I Fit a Lot of Latina Stereotypes — and That's OK

Raquel Reichard
Raquel Reichard
Raquel Reichard

Stereotypes lump diverse groups of people together — erasing their individuality and humanity — and set them up for the daily drudge of challenging biases. They are effed up, painful, and restricting, so what happens when you actually fulfill them?

I'm Latina, and I meet many of the hackneyed ideas that have been placed on that identity. Physically, I'm a short, light-skinned girl with plump breasts, a round derrière, and straight brown hair falling down my back. I like to wear form-fitting clothes that hug my curves and reveal some skin. I can be caught daily in gold hoops or doorknockers, with a nameplate necklace and ring, and multiple bangles on each arm. Since middle school, I've sported long acrylic nails and dope kicks. I'm fluent in Spanglish, and I call the men I date "papi" and refer to my homegirls as "mamis." My hobbies really do consist of cooking (I can whip up a mean arroz con habichuelas) and listening and dancing to reggaetón, Latin trap, hip-hop, salsa, merengue, and bachata. Selena Quintanilla is one of my favorite singers, and I consider Big Pun to be one of the best rappers of all time. As for sports, baseball and boxing are among my top three faves. My father really is overprotective, and he and my mother are very religious. When I was in college — I'm also a first-generation graduate, by the way — one of my multiple jobs was as a housekeeper.

Raquel Reichard

As someone who publicly writes and speaks about the danger of stereotypes and why we must challenge them, I was surprised to discover just how many of them I subscribe to in my own life. Negative stereotypes about my community, from being criminal to ignorant, hinder many of us from reaching our full potential, while so-called positive stereotypes, like being curvaceous sexpots, can make some of us feel inadequate for not living up to the ideal. "Does fitting, and often embracing, these stereotypical aspects of myself make me problematic?" I pondered. "Am I part of the problem?" I asked myself. If stereotypes are bad, and I'm checking most of them off, then something has got to be messed up.
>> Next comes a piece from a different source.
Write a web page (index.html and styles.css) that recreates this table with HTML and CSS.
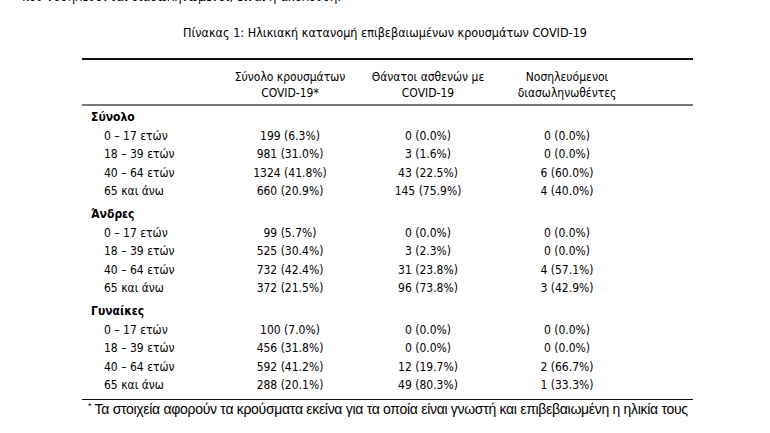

After some self-reflection and deep conversations about identity with friends, I realized that, despite my immediate discomfort, there's actually nothing wrong with my living up to many myths about my community, even if those conventional ideas need to be debunked.

Stereotypes aren't inherently wrong. It's not bad to be sexy or passionate. Place these attributes on a white woman and no one will bat an eye. The problem comes when these ideas, which are oftentimes forced on marginalized people to "exotify" or criminalize them, become widely believed conceptions that institutionally hold them back or make them feel inferior for satisfying or not satisfying them.

Raquel Reichard

By filling some cultural Latina stereotypes, I'm simultaneously being true to myself and reclaiming a narrative that was placed on me with ill intent. I'm not conforming to Western ideas of respectability. Instead, I'm showing up to corporate meetings as my whole self, sporting my Big Pun laptop bag, bamboo earrings, and tight, low-rise blouse along with my bicultural, Spanglish brilliance. By doing so, I'm allowing myself to be as comfortable as I can be in spaces that were not created for people like me, and I'm forcing people who are accustomed to rule and order to be uneasy, even if just for a moment . . . and both are powerful.

As someone who also meets many physical Latina stereotypes — particularly my light skin, European phenotypes, straight hair, and curvy, small physique — I'm given unearned privileges that many of my other Latina sisters, especially those who are of more African or indigenous descent than I am or whose body shape does not fit popularly held ideas of "beautiful" or "sexy," don't have. As such, it's my responsibility to use the influence, as limited as it may be, that I have to challenge harmful stereotypes that don't impact me directly and to uplift the stories and voices that I can't speak to personally. By doing so, I can help ensure that my singular Latina experience, the one that is almost always focused on, isn't the only one that is underlined or centered.

So, yes, I fit several Latina stereotypes, but I own them all. Some, like my language and style of dress, are weapons that allow me to survive in a racist, classist, and sexist society. Others, like the color of my skin and the texture of my hair, permit me to influence others to question and resist these ideas, to understand that these conventions that ring true for me don't for all of us.